Posted by: John Emerson | July 27, 2006 at 11:01 AM
I wuve you! I'm totally laughing my ass off. Also, I am sadly mortified to find myself checking the boxes: "yep, I'm definitely in the unfortunately untenured at a university that doesn't appreciate my scintillating intellect box..."
Posted by: bitchphd | July 27, 2006 at 11:03 AM
*love* this :)
Posted by: profgrrrrl | July 27, 2006 at 11:15 AM
thanks for the laugh, Miriam!
Posted by: Libby | July 27, 2006 at 01:00 PM
Very amusing. I especially like numbers 1 and 5.
Posted by: Mary Catherine Moran | July 27, 2006 at 01:16 PM
Excellent. Talk about a "sense of injur'd merit"!

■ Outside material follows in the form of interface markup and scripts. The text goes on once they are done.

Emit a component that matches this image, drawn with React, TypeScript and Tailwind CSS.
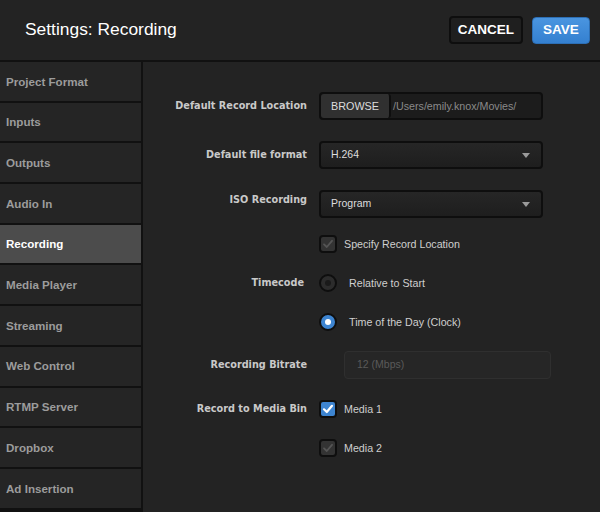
import React from "react";

const sideItems = [
  "Project Format",
  "Inputs",
  "Outputs",
  "Audio In",
  "Recording",
  "Media Player",
  "Streaming",
  "Web Control",
  "RTMP Server",
  "Dropbox",
  "Ad Insertion",
];

const labelCls =
  "w-[164px] shrink-0 text-right text-[9.7px] font-bold text-[#c9c9c9] [font-family:'DejaVu_Sans',Verdana,sans-serif]";
const valueFont = "[font-family:'Liberation_Sans',Arial,sans-serif]";

function Check({ checked }: { checked?: boolean }) {
  return (
    <div
      className={
        "w-[18px] h-[18px] rounded-[4px] border-2 border-[#0e0e0e] flex items-center justify-center shrink-0 " +
        (checked ? "bg-[#3d84d0]" : "bg-[#333333]")
      }
    >
      <svg width="12" height="12" viewBox="0 0 12 12">
        <path
          d="M2 6.3 L4.8 9 L10 2.8"
          fill="none"
          stroke={checked ? "#ffffff" : "#555555"}
          strokeWidth={checked ? 2.2 : 1.8}
          strokeLinecap="round"
          strokeLinejoin="round"
        />
      </svg>
    </div>
  );
}

function Radio({ checked }: { checked?: boolean }) {
  return (
    <div
      className={
        "w-[18px] h-[18px] rounded-full border-2 border-[#0e0e0e] flex items-center justify-center shrink-0 " +
        (checked ? "bg-[#3d84d0]" : "bg-[#2c2c2c]")
      }
    >
      <div
        className={
          "w-[6px] h-[6px] rounded-full " +
          (checked ? "bg-white" : "bg-[#1a1a1a]")
        }
      />
    </div>
  );
}

function Caret() {
  return (
    <svg width="8" height="5" viewBox="0 0 8 5" className="mr-[11px]">
      <path d="M0 0 H8 L4 5 Z" fill="#9a9a9a" />
    </svg>
  );
}

export default function App() {
  return (
    <div className={"w-[600px] h-[512px] overflow-hidden bg-[#232323] flex flex-col " + valueFont}>
      {/* Header */}
      <div className="h-[62px] shrink-0 flex items-center border-b-2 border-[#111111] bg-[#232323]">
        <div className="ml-[25px] text-[17.4px] text-white flex-1 leading-none">
          Settings: Recording
        </div>
        <button className="h-[28px] px-[7px] rounded-[4px] border-2 border-[#0e0e0e] bg-[#1f1f1f] text-white text-[13.5px] font-bold mr-[9px] leading-none">
          CANCEL
        </button>
        <button className="h-[27px] w-[58px] mr-[10px] rounded-[4px] border border-[#2d6fb5] bg-gradient-to-b from-[#4a95e0] to-[#3480d0] text-white text-[13.5px] font-bold leading-none">
          SAVE
        </button>
      </div>

      {/* Body */}
      <div className="flex flex-1 min-h-0">
        <div className="w-[143px] shrink-0 border-r-2 border-[#111111] bg-[#111111] flex flex-col">
          {sideItems.map((s) => (
            <div
              key={s}
              className={
                "h-[38.7px] shrink-0 mb-[2px] flex items-center pl-[6px] text-[11.6px] font-bold " +
                (s === "Recording"
                  ? "bg-[#4c4c4c] text-white"
                  : "bg-[#252525] text-[#9c9c9c]")
              }
            >
              {s}
            </div>
          ))}
        </div>

        <div className="flex-1 bg-[#232323] flex flex-col">
          {/* Row 1 */}
          <div className="flex items-center mt-[30px] h-[28px]">
            <div className={labelCls}>Default Record Location</div>
            <div className="ml-[12px] w-[224px] h-[28px] rounded-[4px] border-2 border-[#0e0e0e] bg-[#1c1c1c] flex items-stretch overflow-hidden">
              <div className="w-[70px] bg-[#303030] rounded-[3px] border-r-2 border-[#0e0e0e] flex items-center justify-center text-[10.8px] text-[#dddddd]">
                BROWSE
              </div>
              <div className="flex items-center pl-[2px] text-[10.7px] text-[#8a8a8a]">
                /Users/emily.knox/Movies/
              </div>
            </div>
          </div>

          {/* Row 2 */}
          <div className="flex items-center mt-[21px] h-[28px]">
            <div className={labelCls}>Default file format</div>
            <div className="ml-[12px] w-[224px] h-[28px] rounded-[4px] border-2 border-[#0e0e0e] bg-gradient-to-b from-[#262626] to-[#1e1e1e] flex items-center justify-between">
              <span className="pl-[10px] text-[10.5px] text-[#dddddd]">H.264</span>
              <Caret />
            </div>
          </div>

          {/* Row 3 */}
          <div className="flex items-start mt-[21px] h-[28px]">
            <div className={labelCls + " pt-[3px]"}>ISO Recording</div>
            <div className="ml-[12px] w-[224px] h-[28px] rounded-[4px] border-2 border-[#0e0e0e] bg-gradient-to-b from-[#262626] to-[#1e1e1e] flex items-center justify-between">
              <span className="pl-[10px] text-[10.5px] text-[#dddddd]">Program</span>
              <Caret />
            </div>
          </div>

          {/* Row 4 */}
          <div className="flex items-center mt-[17px] h-[18px]">
            <div className={labelCls}></div>
            <div className="ml-[12px] flex items-center gap-[7px]">
              <Check />
              <span className="text-[10.7px] text-[#cfcfcf]">Specify Record Location</span>
            </div>
          </div>

          {/* Row 5 */}
          <div className="flex items-center mt-[21px] h-[18px]">
            <div className={labelCls + " pr-[3px]"}>Timecode</div>
            <div className="ml-[12px] flex items-center gap-[12px]">
              <Radio />
              <span className="text-[10.7px] text-[#cfcfcf]">Relative to Start</span>
            </div>
          </div>

          {/* Row 6 */}
          <div className="flex items-center mt-[21px] h-[18px]">
            <div className={labelCls}></div>
            <div className="ml-[12px] flex items-center gap-[12px]">
              <Radio checked />
              <span className="text-[10.7px] text-[#cfcfcf]">Time of the Day (Clock)</span>
            </div>
          </div>

          {/* Row 7 */}
          <div className="flex items-center mt-[20px] h-[28px]">
            <div className={labelCls}>Recording Bitrate</div>
            <div className="ml-[37px] w-[207px] h-[28px] rounded-[4px] border border-[#2f2f2f] bg-[#262626] flex items-center">
              <span className="pl-[12px] text-[10.5px] text-[#5a5a5a]">12 (Mbps)</span>
            </div>
          </div>

          {/* Row 8 */}
          <div className="flex items-center mt-[21px] h-[18px]">
            <div className={labelCls}>Record to Media Bin</div>
            <div className="ml-[12px] flex items-center gap-[7px]">
              <Check checked />
              <span className="text-[10.7px] text-[#cfcfcf]">Media 1</span>
            </div>
          </div>

          {/* Row 9 */}
          <div className="flex items-center mt-[21px] h-[18px]">
            <div className={labelCls}></div>
            <div className="ml-[12px] flex items-center gap-[7px]">
              <Check />
              <span className="text-[10.7px] text-[#cfcfcf]">Media 2</span>
            </div>
          </div>
        </div>
      </div>
    </div>
  );
}
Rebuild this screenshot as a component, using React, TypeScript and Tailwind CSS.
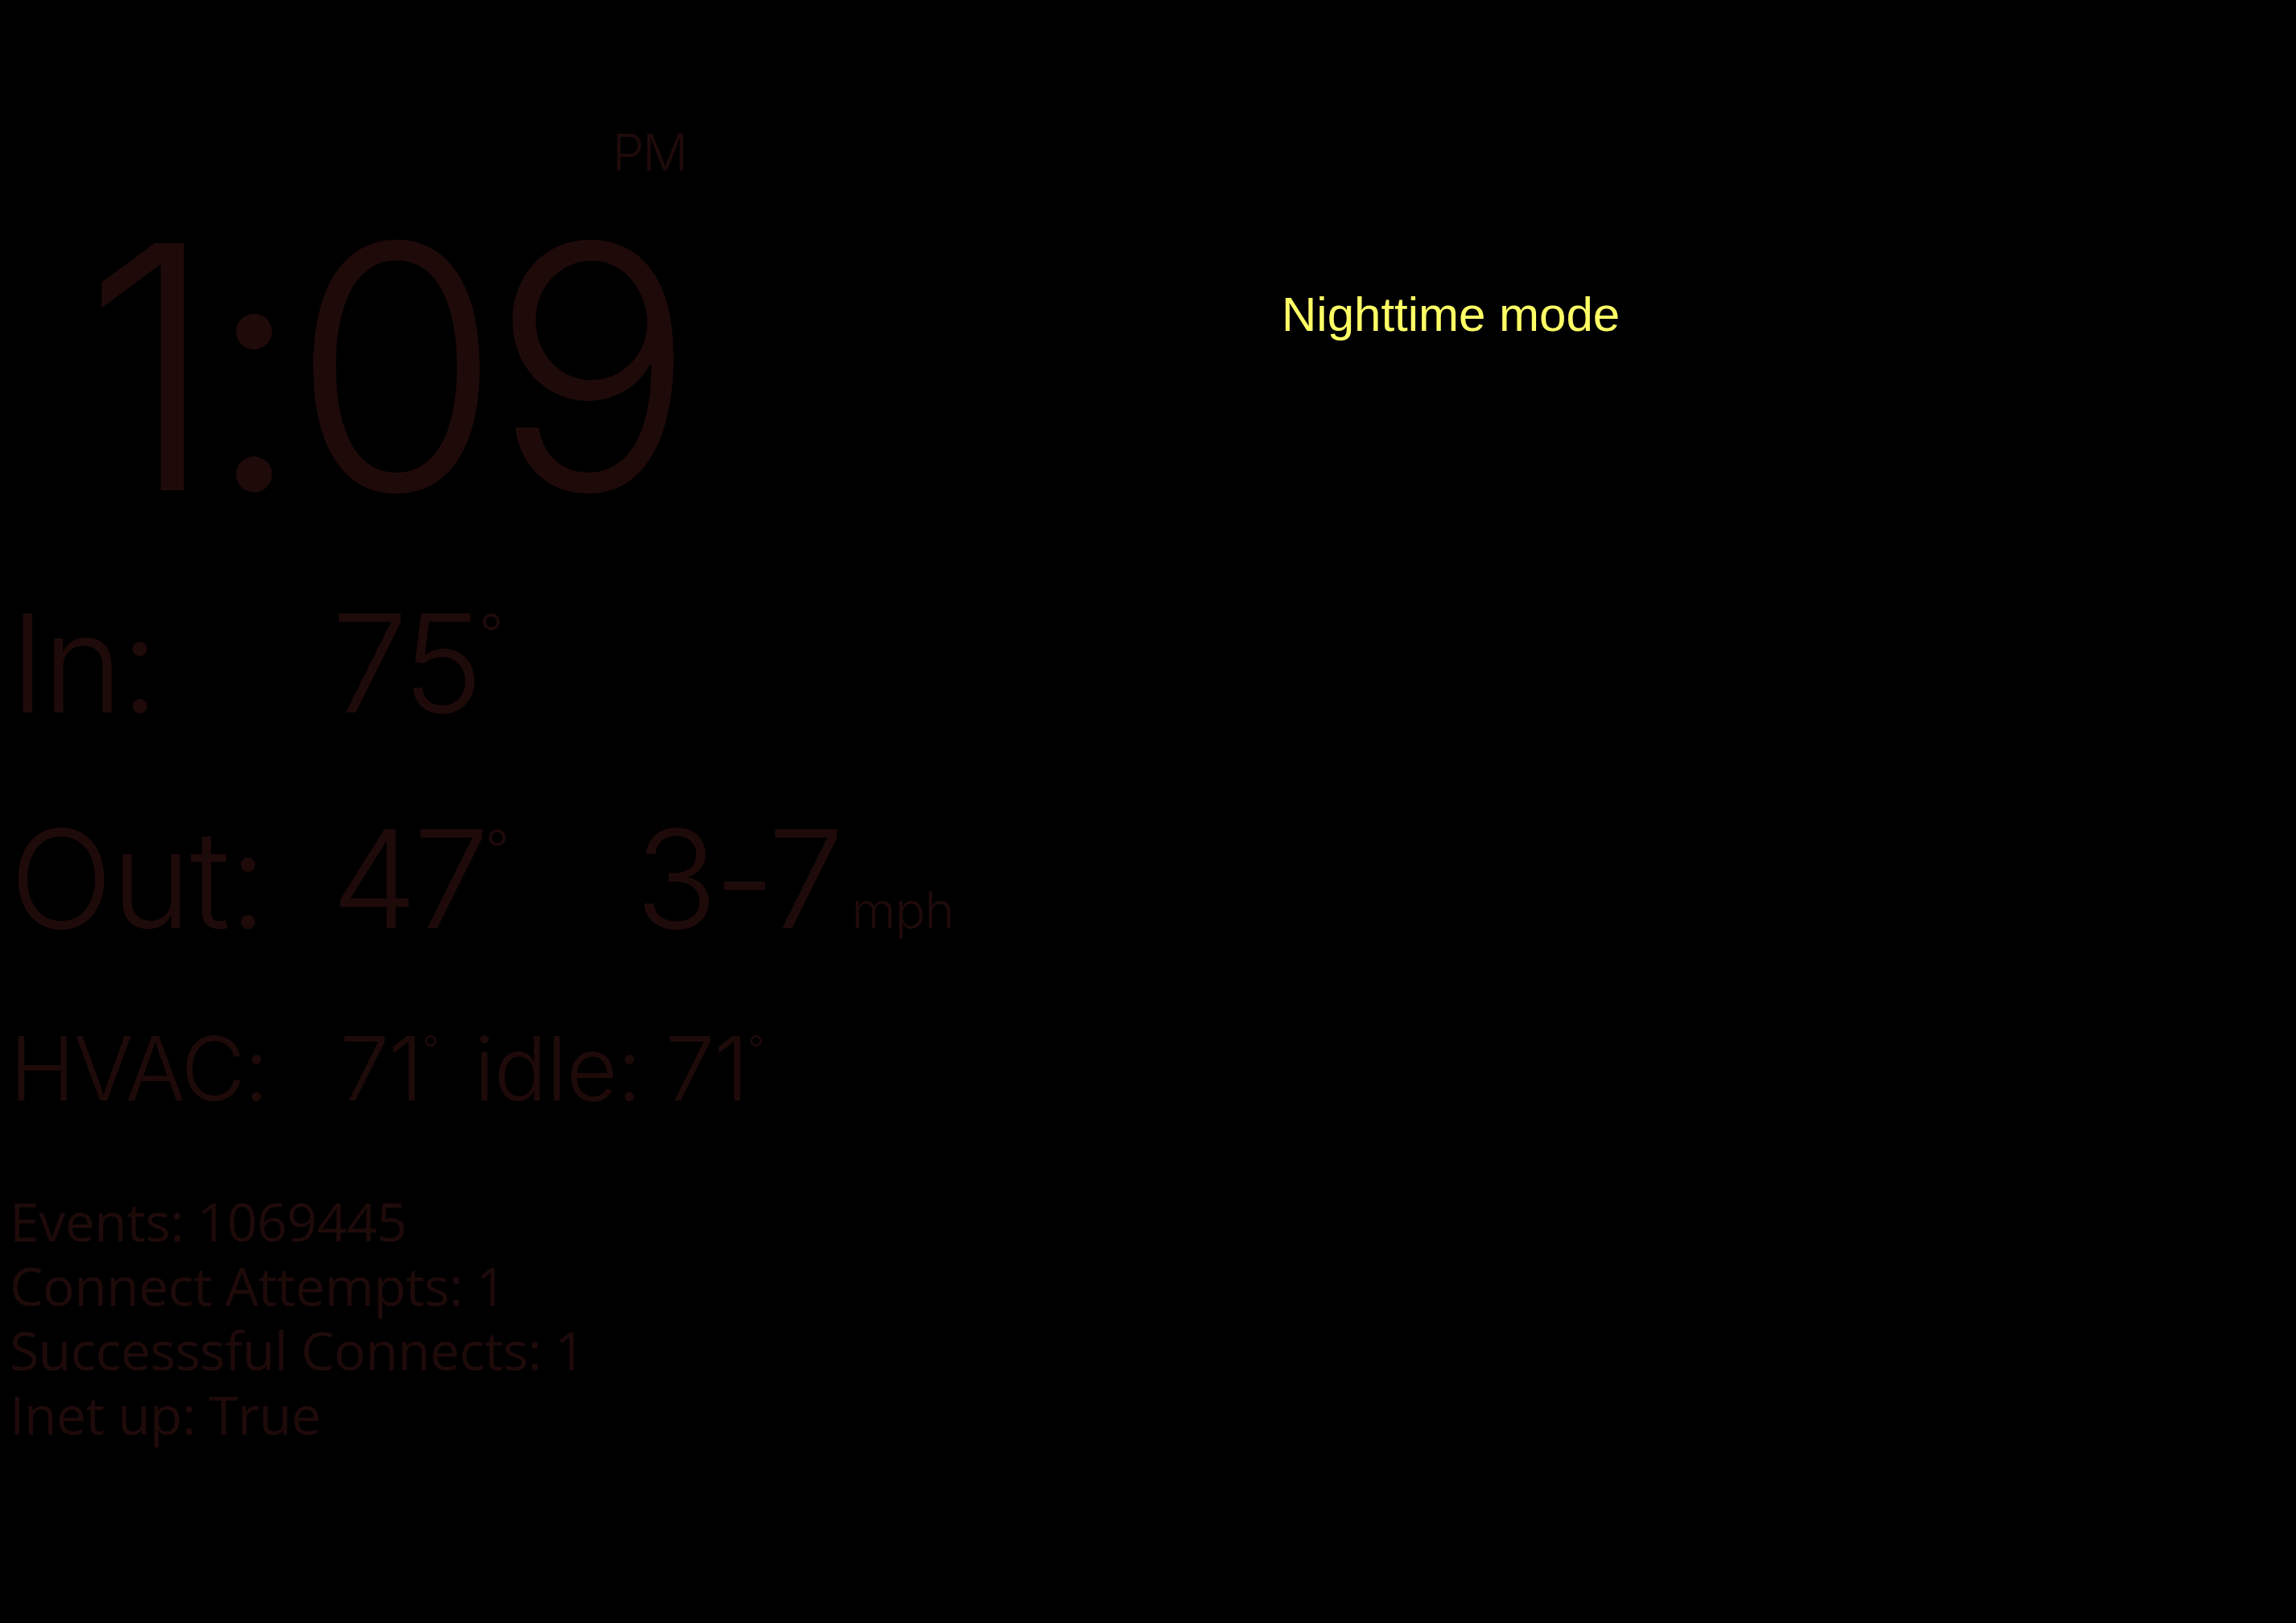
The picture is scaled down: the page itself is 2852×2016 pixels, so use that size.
import React from 'react';

const dim = 'text-[#1f0a0a]';

const Deg = ({ big }: { big?: boolean }) =>
  big ? (
    <span className="inline-block align-top mt-[14px] text-[66px] leading-none tracking-normal">°</span>
  ) : (
    <span className="inline-block align-top mt-[8px] text-[44px] leading-none tracking-normal">°</span>
  );

export default function App() {
  const stats = [
    'Events: 1069445',
    'Connect Attempts: 1',
    'Successsful Connects: 1',
    'Inet up: True',
  ];

  return (
    <div className="w-[2852px] h-[2016px] bg-black flex overflow-hidden">
      {/* left panel: clock + readings */}
      <div className={`w-[1590px] pl-[12px] pt-[158px] flex flex-col font-light ${dim}`} style={{ fontFamily: 'Inter, "Liberation Sans", sans-serif' }}>
        <div className="inline-flex flex-col items-end self-start ml-[91px]">
          <div className="text-[63px] leading-none tracking-[-2px] -mr-[2px]">PM</div>
          <div className="text-[422px] leading-none mt-[24px] tracking-[-13px]">1:09</div>
        </div>

        <div className="flex items-start mt-[72px] text-[169px] leading-none">
          <span className="w-[400px] tracking-[-3px]">In:</span>
          <span className="tracking-[-5px]">
            75
            <Deg big />
          </span>
        </div>

        <div className="flex items-start mt-[99px] text-[169px] leading-none">
          <span className="w-[400px] tracking-[-2px]">Out:</span>
          <span className="w-[377px] tracking-[-5px]">
            47
            <Deg big />
          </span>
          <span className="flex items-baseline tracking-[-5px]">
            3-7
            <span className="text-[63px] ml-[14px] tracking-[-1px]">mph</span>
          </span>
        </div>

        <div className="flex items-start mt-[96px] text-[110px] leading-none">
          <span className="w-[410px] tracking-[-2px]">HVAC:</span>
          <span className="tracking-[-1px]">
            71
            <Deg />
            <span className="ml-[44px]">idle: 71</span>
            <Deg />
          </span>
        </div>

        <div className="mt-[94px] text-[66px] leading-[80px] font-normal tracking-[-0.5px]" style={{ fontFamily: '"Open Sans", "Liberation Sans", sans-serif' }}>
          {stats.map((s) => (
            <div key={s}>{s}</div>
          ))}
        </div>
      </div>

      {/* right panel: mode banner */}
      <div className="flex-1 pt-[361px] pl-[2px]">
        <div className="text-[60px] leading-none text-[#ffff66]" style={{ fontFamily: '"Liberation Sans", Arial, sans-serif' }}>
          Nighttime mode
        </div>
      </div>
    </div>
  );
}
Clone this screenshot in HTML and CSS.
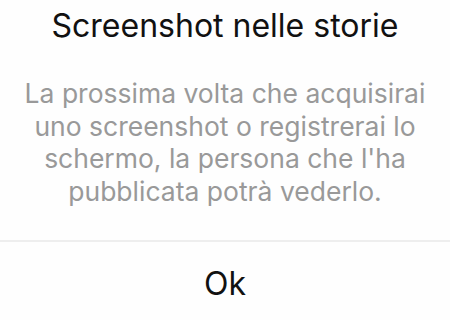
FILE: index.html
```html
<!DOCTYPE html>
<html lang="it">
<head>
<meta charset="utf-8">
<link rel="stylesheet" href="styles.css">
</head>
<body>
<div class="dialog">
  <div class="content">
    <h1 class="title">Screenshot nelle storie</h1>
    <p class="message">La prossima volta che acquisirai uno screenshot o registrerai lo schermo, la persona che l'ha pubblicata potrà vederlo.</p>
  </div>
  <div class="divider"></div>
  <button class="action">Ok</button>
</div>
</body>
</html>
```
FILE: styles.css
```css
html, body {
  margin: 0;
  padding: 0;
  background: #fefefe;
}
.dialog {
  width: 450px;
  height: 320px;
  display: flex;
  flex-direction: column;
  font-family: "Inter", "Liberation Sans", sans-serif;
  overflow: hidden;
}
.content {
  padding: 6px 10px 0;
  text-align: center;
}
.title {
  margin: 0;
  font-size: 32px;
  font-weight: 400;
  line-height: 40px;
  color: #111;
}
.message {
  margin: 31px 0 0;
  font-size: 26.5px;
  line-height: 32.5px;
  color: #999;
}
.divider {
  margin-top: 33px;
  height: 2px;
  background: #eeeeee;
}
.action {
  border: 0;
  background: transparent;
  font-family: inherit;
  font-size: 32px;
  color: #111;
  padding: 6px 0 0;
  height: 76px;
  cursor: pointer;
}
```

Posted by: Undine | July 27, 2006 at 02:41 PM
Hrmph. Don't know what a CoHE is. Does it have to do with computers? Cats? Snack food? It's cats, right?
I'm off to STFW.
Posted by: clvrmnky | July 28, 2006 at 12:54 AM
Hilarious. I have been saying for years that I would write a parody of acknowledgments pages for academic books. The kinds of gushing, name-dropping acknowledgments pages, where you find out that the author is amazingly well connected and funded, works in a wonderfully supportive department, has brilliant students in numerous seminars on their research topic, had incredible adventures while doing their research, knows every librarian in the universe, is married to a gourmet cook and expert editor, and has adoring children who provide them with useful anecdotes and analogies, and then leave them alone to write. Now I may have to just do it!
Posted by: Professor Zero | July 28, 2006 at 02:18 AM
OMFG.
I'm not an academic, but I get to see CoHE often, because it crosses my work domain, so to speak. First Person always catches my eye. Sort of like a murder-suicide in progress on live TV. You don't want to watch. But you can't not watch.
Then again, I enjoy the macabre.
Posted by: LJ | July 28, 2006 at 05:43 PM
From TypePad to the CHE--congratulations! (if that's the appropriate word...)
Posted by: Brian | August 08, 2006 at 02:19 PM
Good but strange: I a) was amused;
b) recognize most of the questionnaire-types satirized;
c) identify with many of them;
but why then don't I know what CoHE stands for? Is it because I'm a Brit?